February 21, 2011 4:46 pm
Most definitely. And while its not a surprise, per se its important none the less. When we wonder why the means of creating a more egalitarian society, one which now requires significant change in order to survive, is so difficult to bring about, we can see that one obvious reason is that such changes are regarded as not being of interest to an electorate that those in power have traditionally served.
It doesn’t help that those who are so badly served by the political system usually don’t vote, while those who attend Mass regularly, and who want things to remain the same, do.
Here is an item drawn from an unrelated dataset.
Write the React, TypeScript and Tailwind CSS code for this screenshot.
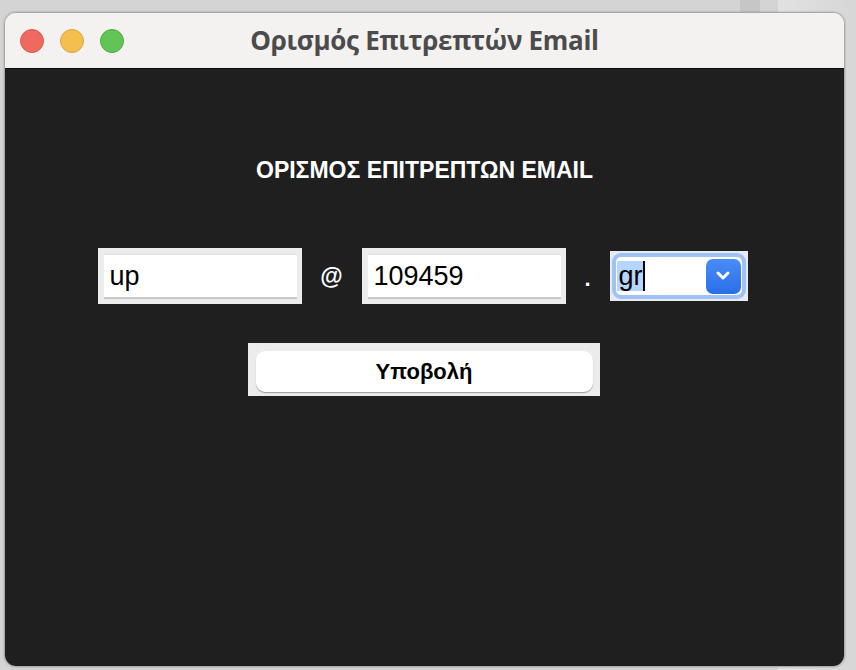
import React from "react";

export default function App() {
  return (
    <div className="w-[856px] h-[670px] bg-[#d4d4d4] relative overflow-hidden" style={{ fontFamily: '"Liberation Sans", Arial, sans-serif' }}>
      <div className="absolute left-[740px] top-0 w-[20px] h-[12px] bg-[#c6c6c6]" />
      <div className="absolute left-[778px] top-0 w-[78px] h-[670px] bg-gradient-to-r from-[#e2e2e2] to-[#d6d6d6]" />
      <div className="absolute left-[4px] top-[12px] w-[841px] h-[655px] rounded-[12px] overflow-hidden border border-[#a9a9a9] flex flex-col shadow-[0_0_2px_rgba(0,0,0,0.3)]">
        <div className="h-[56px] bg-[#f3f2f0] border-b border-[#0c0c0c] flex items-center relative shrink-0">
          <div className="flex items-center gap-[16px] pl-[15px]">
            <div className="w-[24px] h-[24px] rounded-full bg-[#ee6a5f] border border-[#d65a50]" />
            <div className="w-[24px] h-[24px] rounded-full bg-[#f5bf4f] border border-[#d9a73f]" />
            <div className="w-[24px] h-[24px] rounded-full bg-[#61c454] border border-[#52a846]" />
          </div>
          <div className="absolute inset-0 flex items-center justify-center">
            <span className="text-[26px] font-bold text-[#4b4b4b] tracking-[-0.3px]" style={{ fontFamily: '"Open Sans", Inter, sans-serif' }}>
              Ορισμός Επιτρεπτών Email
            </span>
          </div>
        </div>
        <div className="flex-1 bg-[#1f1f1f] flex flex-col items-center pt-[88px]">
          <div className="text-white font-bold text-[23px] leading-[26px]">ΟΡΙΣΜΟΣ ΕΠΙΤΡΕΠΤΩΝ EMAIL</div>
          <div className="flex items-center mt-[65px] h-[56px] mr-[4px]">
            <div className="w-[204px] h-[56px] bg-[#ececec] pl-[6px] pt-[6px] pr-[5px] pb-[5px]">
              <div className="w-full h-full bg-white border-b-2 border-[#c9c9c9] border-t border-t-[#e0e0e0] flex items-center pl-[6px] text-[27px] text-black">up</div>
            </div>
            <div className="w-[60px] flex justify-center text-white text-[23px] font-bold">@</div>
            <div className="w-[204px] h-[56px] bg-[#ececec] pl-[6px] pt-[6px] pr-[5px] pb-[5px]">
              <div className="w-full h-full bg-white border-b-2 border-[#c9c9c9] border-t border-t-[#e0e0e0] flex items-center pl-[6px] text-[27px] text-black">109459</div>
            </div>
            <div className="w-[44px] flex justify-center text-white text-[22px] font-bold pt-[4px]">.</div>
            <div className="w-[138px] h-[50px] bg-[#e6ebf3] p-[2px]">
              <div className="w-full h-full rounded-[9px] border-[4px] border-[#9fc2f5] bg-white flex items-center pl-[1px] pr-[1px]">
                <div className="flex-1 flex items-center">
                  <span className="bg-[#b4d5fe] text-black text-[27px] leading-[30px] pl-[2px]">gr</span>
                  <span className="w-[2px] h-[30px] bg-black" />
                </div>
                <div className="w-[35px] h-[35px] rounded-[7px] bg-gradient-to-b from-[#4a8cf7] to-[#2a6ee8] flex items-center justify-center">
                  <svg width="18" height="12" viewBox="0 0 18 12">
                    <path d="M4 3 L9 8 L14 3" stroke="white" strokeWidth="3" fill="none" strokeLinecap="round" strokeLinejoin="round" />
                  </svg>
                </div>
              </div>
            </div>
          </div>
          <div className="mt-[39px] w-[352px] h-[53px] bg-[#ececec] pl-[8px] pr-[7px] pt-[8px] pb-[4px] mr-[2px]">
            <div className="w-full h-full bg-white rounded-[9px] shadow-[0_1px_1px_rgba(0,0,0,0.35)] flex items-center justify-center text-black font-bold text-[22px]">
              Υποβολή
            </div>
          </div>
        </div>
      </div>
    </div>
  );
}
Thanks very much for this Eoin.
February 21, 2011 5:00 pm
Having attended a few masses recently, as two of my kids are doing their communion and confirmation soon, I’m inclined to think that time will solve this problem of religious conservatism for the Left. Only old people go to mass, and families with kids in primary school. Ok, not only, but largely. As my son told me yesterday, he’s giving it up as soon as he makes his wad for the confo’ (I offered to buy him out beforehand but the peer pressure won out, he’ll see it through to the day and then give it up). Give it 20 years and participation in religious ceremonies will be a minority interest at best. With the drop in membership I’d imagine we’ll see the closure of many churches in the meantime as the costs involved in keeping the buildings going and the staff paid will presumably force the issue. I’m sure the RCC isn’t averse to a bit of cost benefit analysis after all.